Khairani Barokka, Judge
“The Prize is such an important and necessary part of a poetry ecosystem in which far too many barriers to equality of access and opportunity are perpetuated. The support, perspective, expertise, and community of other disabled writers has been invaluable to me as a writer and a person. The world is better when we work together. I can’t wait to see more disabled poets thrive and develop through initiatives like the Disabled Poets’ Prize. I’m looking forward to reading poems which do the things great poems do on whatever terms they set for themselves: surprise me, change me, change how I experience the world after the poem.”
Polly Atkin, Judge
Judge, best single poem & best unpublished pamphlet
Jamie is an award-winning theatre maker, poet, (screen)writer, charity CEO, founder and Artistic Director at CRIPticArts. They focus creatively on crip- and queer- realities, and the urgency of living as a disabled person. Their poetry pamphlet, Shield was published in 2021, and read by Jack Thorne in the 2021 MacTaggart lecture, calling them an “extraordinary voice”. Their solo poetry film, NOT DYING, was described as “fantastic” by Hannah Gadsby. In 2021, they were awarded the Jerwood Poetry Fellowship, and won Director/Theatremaker of the Year Award for NOT DYING in the Evening Standard Future Theatre Fund Awards. Jamie founded CRIPtic x Spread the Word online retreat for deaf and disabled writers in 2020, and ran it in 2021. They have been published in magazines including Magma and the Rialto, guest-edited the ‘Bodies’ issue of Modern Poetry in Translation, and are working on their first full poetry collection.
Judge, best single poem
Polly Atkin (FRSL) is a poet and nonfiction writer. She grew up in Nottingham and lived in East London for seven years before moving north to Cumbria. She has published three poetry pamphlets and two collections – Basic Nest Architecture (Seren: 2017) and Much With Body (Seren: 2021), a PBS Winter 2021 recommendation and Laurel Prize 2022 longlistee. Her nonfiction includes Recovering Dorothy: The Hidden Life of Dorothy Wordsworth (Saraband: 2021), a Barbellion-longlisted biography of Dorothy’s later life and illness; and a memoir exploring place, belonging and disability, Some Of Us Just Fall: On Nature and Not Getting Better (Sceptre: 2023), a longlistee of the Wainwright Prize for Nature Writing 2024, and Lakeland Book of the Year 2024. Her third nonfiction book is a love song to the owls of Lakeland, The Company of Owls (Elliott and Thompson: 2024). Her work is included in various anthologies, including Moving Mountains (Footnote: 2023).

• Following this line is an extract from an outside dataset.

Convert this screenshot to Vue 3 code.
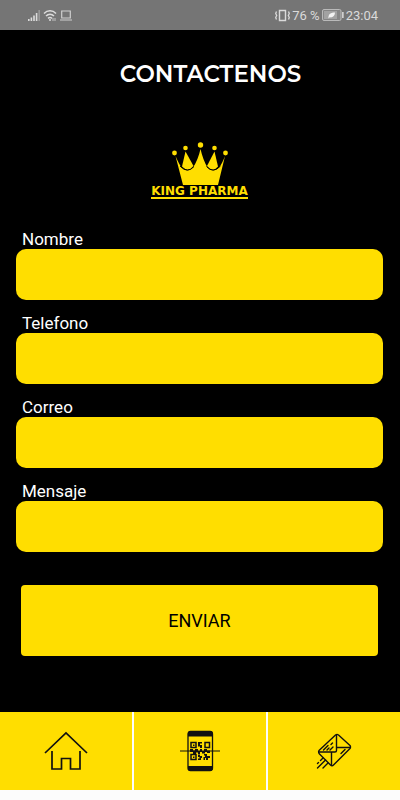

She works as a freelancer from her home in the English Lake District. In 2023 she and her partner took ownership of historic Grasmere bookshop Sam Read Bookseller.
Judge, best unpublished pamphlet
Khairani Barokka is a writer, poet and artist. She was Modern Poetry in Translation’s inaugural Poet-in-Residence, the first non-British Associate Artist at the UK’s National Centre for Writing, and an NYU Tisch Departmental Fellow. She is currently UK Associate Artist at Delfina Foundation and Research Fellow at University of the Arts London.
Published internationally in anthologies and journals, Khairani is the author and illustrator of poetry-art book Indigenous Species, nominated for a Goldsmiths Public Engagement Award, author of poetry collection Rope (Nine Arches Press, 2017), co-editor with Ng Yi-Sheng of HEAT: A Southeast Asian Urban Anthology (Fixi, 2016), and co-editor, with Sandra Alland and Daniel Sluman, of Stairs and Whispers: D/deaf and Disabled Poets Write Back (Nine Arches Press, 2017), shortlisted for a Saboteur Award for Best Anthology and a Poetry School Book of the Year. Her latest book, poetry collection Ultimatum Orangutan (Nine Arches Press) was published in March 2021, and was shortlisted for the Barbellion Prize.